フランスが駐伊大使を引き上げ伊政府は独に秋波

フランスとイタリアの両政府対立が激化し、フランスは7日に駐イタリア大使の召還を発表した。イタリア政府による「内政干渉」と「容認できない挑発的発言」を理由としている。これに対して、イタリア政府はドイツに対して両国の伝統的友好関係を強調して一緒にフランスに対抗しようと提案したがメルケル首相にとっては大迷惑である。

マクロン氏(右、エリゼ宮サイト)と対立を深めるディマイオ(左上)とサルビーニ両氏(Wikipediaより:編集部)

この背景には、イタリアにおける与党第一党で極左ポピュリストの「五つ星運動」と極右ポピュリストの第二党「同盟」の対立がある。前者を代表するのがディマイオ副首相兼経済発展・労働相で後者の代表がサルビーニ副首相兼内相だが、このところ後者の人気が圧倒的だ。

昨年3月の総選挙で五つ星は33%、同盟は17%だったのが、今月半ばの支持率調査では、同盟の36%に対して、五つ星は25%と逆転した。この両者の共通の敵であるのがフランスのマクロン大統領だ。マクロンはアンチ・ポピュリストのシンボルで、同盟とは移民問題で、五つ星とは経済改革で対立する。

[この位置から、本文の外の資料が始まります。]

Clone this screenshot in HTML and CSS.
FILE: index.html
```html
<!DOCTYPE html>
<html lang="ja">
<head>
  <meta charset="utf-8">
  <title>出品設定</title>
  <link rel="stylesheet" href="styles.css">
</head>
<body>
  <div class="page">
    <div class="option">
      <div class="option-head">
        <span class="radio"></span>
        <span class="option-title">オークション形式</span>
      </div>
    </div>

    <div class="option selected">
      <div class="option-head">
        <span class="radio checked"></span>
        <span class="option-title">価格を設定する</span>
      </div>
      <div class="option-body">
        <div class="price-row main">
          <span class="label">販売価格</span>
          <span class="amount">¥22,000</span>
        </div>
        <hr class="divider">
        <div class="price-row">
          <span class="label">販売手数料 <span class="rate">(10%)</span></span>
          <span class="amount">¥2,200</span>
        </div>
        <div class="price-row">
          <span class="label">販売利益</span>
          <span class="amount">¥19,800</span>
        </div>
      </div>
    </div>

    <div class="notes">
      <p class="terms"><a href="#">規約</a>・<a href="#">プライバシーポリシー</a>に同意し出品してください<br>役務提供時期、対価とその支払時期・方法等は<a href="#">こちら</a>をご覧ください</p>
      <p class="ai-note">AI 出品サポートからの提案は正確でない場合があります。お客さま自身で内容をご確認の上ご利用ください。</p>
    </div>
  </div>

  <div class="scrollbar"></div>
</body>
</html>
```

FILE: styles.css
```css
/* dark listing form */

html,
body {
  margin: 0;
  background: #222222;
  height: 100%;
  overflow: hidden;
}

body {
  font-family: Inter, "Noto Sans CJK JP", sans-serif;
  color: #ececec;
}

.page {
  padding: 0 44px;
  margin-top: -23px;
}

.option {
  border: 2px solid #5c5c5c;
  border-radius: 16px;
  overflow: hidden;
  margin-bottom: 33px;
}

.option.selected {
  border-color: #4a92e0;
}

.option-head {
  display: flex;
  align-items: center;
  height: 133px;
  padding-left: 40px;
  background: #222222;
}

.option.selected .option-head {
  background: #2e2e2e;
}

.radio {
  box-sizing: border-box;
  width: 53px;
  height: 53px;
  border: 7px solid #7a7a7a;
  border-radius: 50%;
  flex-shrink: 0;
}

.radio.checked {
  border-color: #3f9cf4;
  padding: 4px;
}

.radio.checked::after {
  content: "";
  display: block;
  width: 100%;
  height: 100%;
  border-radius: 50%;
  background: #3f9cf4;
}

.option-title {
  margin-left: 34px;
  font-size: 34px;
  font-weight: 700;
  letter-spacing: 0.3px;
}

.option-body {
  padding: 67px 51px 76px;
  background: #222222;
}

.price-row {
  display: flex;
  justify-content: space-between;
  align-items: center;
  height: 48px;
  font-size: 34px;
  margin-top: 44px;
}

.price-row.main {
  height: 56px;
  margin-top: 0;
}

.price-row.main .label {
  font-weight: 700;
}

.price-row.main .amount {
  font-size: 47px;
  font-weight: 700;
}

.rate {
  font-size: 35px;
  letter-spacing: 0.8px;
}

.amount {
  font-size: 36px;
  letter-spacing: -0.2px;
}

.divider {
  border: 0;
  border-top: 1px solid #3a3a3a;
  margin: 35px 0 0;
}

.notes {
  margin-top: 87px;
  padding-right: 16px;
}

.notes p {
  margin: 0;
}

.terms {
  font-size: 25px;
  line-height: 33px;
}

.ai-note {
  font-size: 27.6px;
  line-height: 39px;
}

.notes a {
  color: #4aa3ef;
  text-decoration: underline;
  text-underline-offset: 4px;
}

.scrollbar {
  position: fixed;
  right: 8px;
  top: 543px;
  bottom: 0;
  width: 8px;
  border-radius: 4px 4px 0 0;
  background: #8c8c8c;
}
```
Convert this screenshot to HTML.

そこで、5日にパリ近郊でディマイオ副首相が「黄色いベスト運動」の幹部と会合し、サルビーニ副首相はFN(国民戦線)との連携を深めた。

また、サルビーニが国営ラジオでマクロン大統領に「支持率が低迷している。仏国民は別の選択をすべきだ」「フランスは石油権益のためにリビア安定化に無関心だ」とし、ディマイオは「アフリカから移民が来る原因はフランスがかつて植民地にしたせいだ」と批判した。

マクロンは移民救助船の寄港を拒否したイタリア政府を「無責任」とあからさまに批判したのに対して、イタリアの世論調査では、「ヨーロッパで最も敵対的な国」にフランスをあげる人が38%にのぼり3年前の約3倍になった。

そして、ついには、ドイツとの同盟に秋波を送ったが、国内でやはり左右のポピュリストに悩まされているメルケル首相には迷惑なことだ。もちろん、日本に誘いがあっても、乗れるはずがない(笑)。